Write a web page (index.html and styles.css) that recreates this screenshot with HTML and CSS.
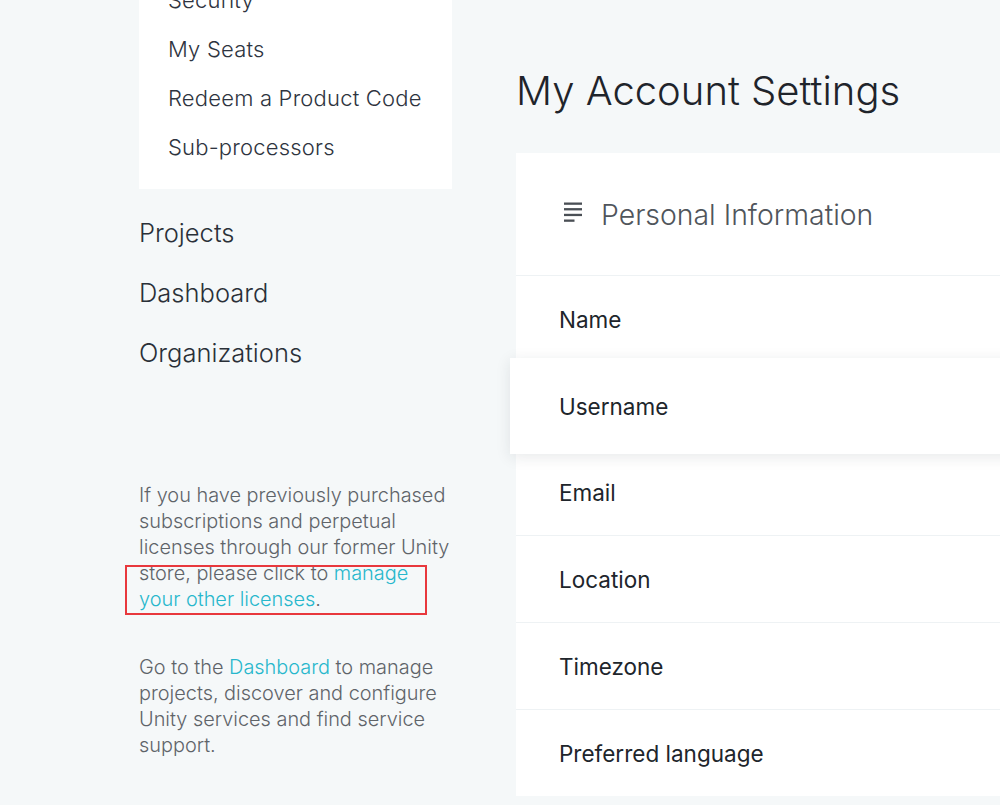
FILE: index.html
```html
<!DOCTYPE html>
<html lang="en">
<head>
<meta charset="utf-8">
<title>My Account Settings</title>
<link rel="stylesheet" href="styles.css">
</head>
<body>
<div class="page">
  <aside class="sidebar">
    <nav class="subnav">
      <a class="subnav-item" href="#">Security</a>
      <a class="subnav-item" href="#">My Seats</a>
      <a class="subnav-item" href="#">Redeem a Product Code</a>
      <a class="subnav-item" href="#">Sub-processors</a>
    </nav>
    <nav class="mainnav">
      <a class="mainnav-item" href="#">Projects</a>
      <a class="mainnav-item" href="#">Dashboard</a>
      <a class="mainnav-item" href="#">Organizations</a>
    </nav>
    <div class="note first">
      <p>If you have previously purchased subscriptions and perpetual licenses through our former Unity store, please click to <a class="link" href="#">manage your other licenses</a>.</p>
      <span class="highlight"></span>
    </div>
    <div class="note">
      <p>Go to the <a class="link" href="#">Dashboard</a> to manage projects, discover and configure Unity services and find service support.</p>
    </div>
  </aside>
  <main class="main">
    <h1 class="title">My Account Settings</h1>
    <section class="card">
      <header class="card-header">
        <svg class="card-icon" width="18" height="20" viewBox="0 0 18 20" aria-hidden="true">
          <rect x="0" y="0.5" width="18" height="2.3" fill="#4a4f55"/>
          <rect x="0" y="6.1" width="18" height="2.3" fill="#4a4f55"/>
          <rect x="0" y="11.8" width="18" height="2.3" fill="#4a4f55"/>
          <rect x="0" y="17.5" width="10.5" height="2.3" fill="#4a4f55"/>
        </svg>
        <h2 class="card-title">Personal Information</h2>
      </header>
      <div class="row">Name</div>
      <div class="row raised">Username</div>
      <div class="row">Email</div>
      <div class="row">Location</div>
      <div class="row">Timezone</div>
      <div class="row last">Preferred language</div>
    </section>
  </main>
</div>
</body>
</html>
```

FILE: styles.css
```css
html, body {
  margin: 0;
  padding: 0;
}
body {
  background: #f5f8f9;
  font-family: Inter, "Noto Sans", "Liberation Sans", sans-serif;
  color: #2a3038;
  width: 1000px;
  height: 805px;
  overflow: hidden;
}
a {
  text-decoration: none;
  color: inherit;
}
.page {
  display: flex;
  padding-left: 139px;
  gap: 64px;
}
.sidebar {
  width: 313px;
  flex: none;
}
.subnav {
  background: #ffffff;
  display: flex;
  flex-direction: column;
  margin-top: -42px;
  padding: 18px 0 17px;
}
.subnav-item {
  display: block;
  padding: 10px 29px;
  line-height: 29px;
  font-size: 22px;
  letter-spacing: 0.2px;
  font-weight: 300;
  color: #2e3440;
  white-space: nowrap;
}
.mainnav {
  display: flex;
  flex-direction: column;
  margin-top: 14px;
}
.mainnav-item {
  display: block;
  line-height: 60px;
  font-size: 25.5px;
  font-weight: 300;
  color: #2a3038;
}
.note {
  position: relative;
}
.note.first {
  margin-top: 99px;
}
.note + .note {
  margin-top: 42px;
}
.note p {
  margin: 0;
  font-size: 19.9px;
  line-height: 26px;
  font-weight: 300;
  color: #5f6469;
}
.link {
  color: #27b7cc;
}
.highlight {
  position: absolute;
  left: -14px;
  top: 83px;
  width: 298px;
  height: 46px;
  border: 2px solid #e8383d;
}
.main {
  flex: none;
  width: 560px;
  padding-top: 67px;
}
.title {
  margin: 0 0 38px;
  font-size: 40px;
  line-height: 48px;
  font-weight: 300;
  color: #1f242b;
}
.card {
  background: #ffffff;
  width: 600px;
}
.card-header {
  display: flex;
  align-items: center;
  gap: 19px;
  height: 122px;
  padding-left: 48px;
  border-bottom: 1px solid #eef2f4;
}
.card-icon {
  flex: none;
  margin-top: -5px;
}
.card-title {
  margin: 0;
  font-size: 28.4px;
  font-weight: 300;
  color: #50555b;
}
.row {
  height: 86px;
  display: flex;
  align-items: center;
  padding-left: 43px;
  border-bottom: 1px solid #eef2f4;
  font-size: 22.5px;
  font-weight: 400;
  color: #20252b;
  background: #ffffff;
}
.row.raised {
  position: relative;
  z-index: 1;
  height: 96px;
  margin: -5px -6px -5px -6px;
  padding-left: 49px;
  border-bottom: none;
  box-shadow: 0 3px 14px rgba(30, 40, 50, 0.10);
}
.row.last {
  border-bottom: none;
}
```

§ **THE EXERCISE**
Every line of the data above should be quoted exactly. Omit the pictures.

§ **RESPONSE**
Write a web page (index.html and styles.css) that recreates this screenshot with HTML and CSS.
FILE: index.html
```html
<!DOCTYPE html>
<html lang="en">
<head>
<meta charset="utf-8">
<title>My Account Settings</title>
<link rel="stylesheet" href="styles.css">
</head>
<body>
<div class="page">
  <aside class="sidebar">
    <nav class="subnav">
      <a class="subnav-item" href="#">Security</a>
      <a class="subnav-item" href="#">My Seats</a>
      <a class="subnav-item" href="#">Redeem a Product Code</a>
      <a class="subnav-item" href="#">Sub-processors</a>
    </nav>
    <nav class="mainnav">
      <a class="mainnav-item" href="#">Projects</a>
      <a class="mainnav-item" href="#">Dashboard</a>
      <a class="mainnav-item" href="#">Organizations</a>
    </nav>
    <div class="note first">
      <p>If you have previously purchased subscriptions and perpetual licenses through our former Unity store, please click to <a class="link" href="#">manage your other licenses</a>.</p>
      <span class="highlight"></span>
    </div>
    <div class="note">
      <p>Go to the <a class="link" href="#">Dashboard</a> to manage projects, discover and configure Unity services and find service support.</p>
    </div>
  </aside>
  <main class="main">
    <h1 class="title">My Account Settings</h1>
    <section class="card">
      <header class="card-header">
        <svg class="card-icon" width="18" height="20" viewBox="0 0 18 20" aria-hidden="true">
          <rect x="0" y="0.5" width="18" height="2.3" fill="#4a4f55"/>
          <rect x="0" y="6.1" width="18" height="2.3" fill="#4a4f55"/>
          <rect x="0" y="11.8" width="18" height="2.3" fill="#4a4f55"/>
          <rect x="0" y="17.5" width="10.5" height="2.3" fill="#4a4f55"/>
        </svg>
        <h2 class="card-title">Personal Information</h2>
      </header>
      <div class="row">Name</div>
      <div class="row raised">Username</div>
      <div class="row">Email</div>
      <div class="row">Location</div>
      <div class="row">Timezone</div>
      <div class="row last">Preferred language</div>
    </section>
  </main>
</div>
</body>
</html>
```

FILE: styles.css
```css
html, body {
  margin: 0;
  padding: 0;
}
body {
  background: #f5f8f9;
  font-family: Inter, "Noto Sans", "Liberation Sans", sans-serif;
  color: #2a3038;
  width: 1000px;
  height: 805px;
  overflow: hidden;
}
a {
  text-decoration: none;
  color: inherit;
}
.page {
  display: flex;
  padding-left: 139px;
  gap: 64px;
}
.sidebar {
  width: 313px;
  flex: none;
}
.subnav {
  background: #ffffff;
  display: flex;
  flex-direction: column;
  margin-top: -42px;
  padding: 18px 0 17px;
}
.subnav-item {
  display: block;
  padding: 10px 29px;
  line-height: 29px;
  font-size: 22px;
  letter-spacing: 0.2px;
  font-weight: 300;
  color: #2e3440;
  white-space: nowrap;
}
.mainnav {
  display: flex;
  flex-direction: column;
  margin-top: 14px;
}
.mainnav-item {
  display: block;
  line-height: 60px;
  font-size: 25.5px;
  font-weight: 300;
  color: #2a3038;
}
.note {
  position: relative;
}
.note.first {
  margin-top: 99px;
}
.note + .note {
  margin-top: 42px;
}
.note p {
  margin: 0;
  font-size: 19.9px;
  line-height: 26px;
  font-weight: 300;
  color: #5f6469;
}
.link {
  color: #27b7cc;
}
.highlight {
  position: absolute;
  left: -14px;
  top: 83px;
  width: 298px;
  height: 46px;
  border: 2px solid #e8383d;
}
.main {
  flex: none;
  width: 560px;
  padding-top: 67px;
}
.title {
  margin: 0 0 38px;
  font-size: 40px;
  line-height: 48px;
  font-weight: 300;
  color: #1f242b;
}
.card {
  background: #ffffff;
  width: 600px;
}
.card-header {
  display: flex;
  align-items: center;
  gap: 19px;
  height: 122px;
  padding-left: 48px;
  border-bottom: 1px solid #eef2f4;
}
.card-icon {
  flex: none;
  margin-top: -5px;
}
.card-title {
  margin: 0;
  font-size: 28.4px;
  font-weight: 300;
  color: #50555b;
}
.row {
  height: 86px;
  display: flex;
  align-items: center;
  padding-left: 43px;
  border-bottom: 1px solid #eef2f4;
  font-size: 22.5px;
  font-weight: 400;
  color: #20252b;
  background: #ffffff;
}
.row.raised {
  position: relative;
  z-index: 1;
  height: 96px;
  margin: -5px -6px -5px -6px;
  padding-left: 49px;
  border-bottom: none;
  box-shadow: 0 3px 14px rgba(30, 40, 50, 0.10);
}
.row.last {
  border-bottom: none;
}
```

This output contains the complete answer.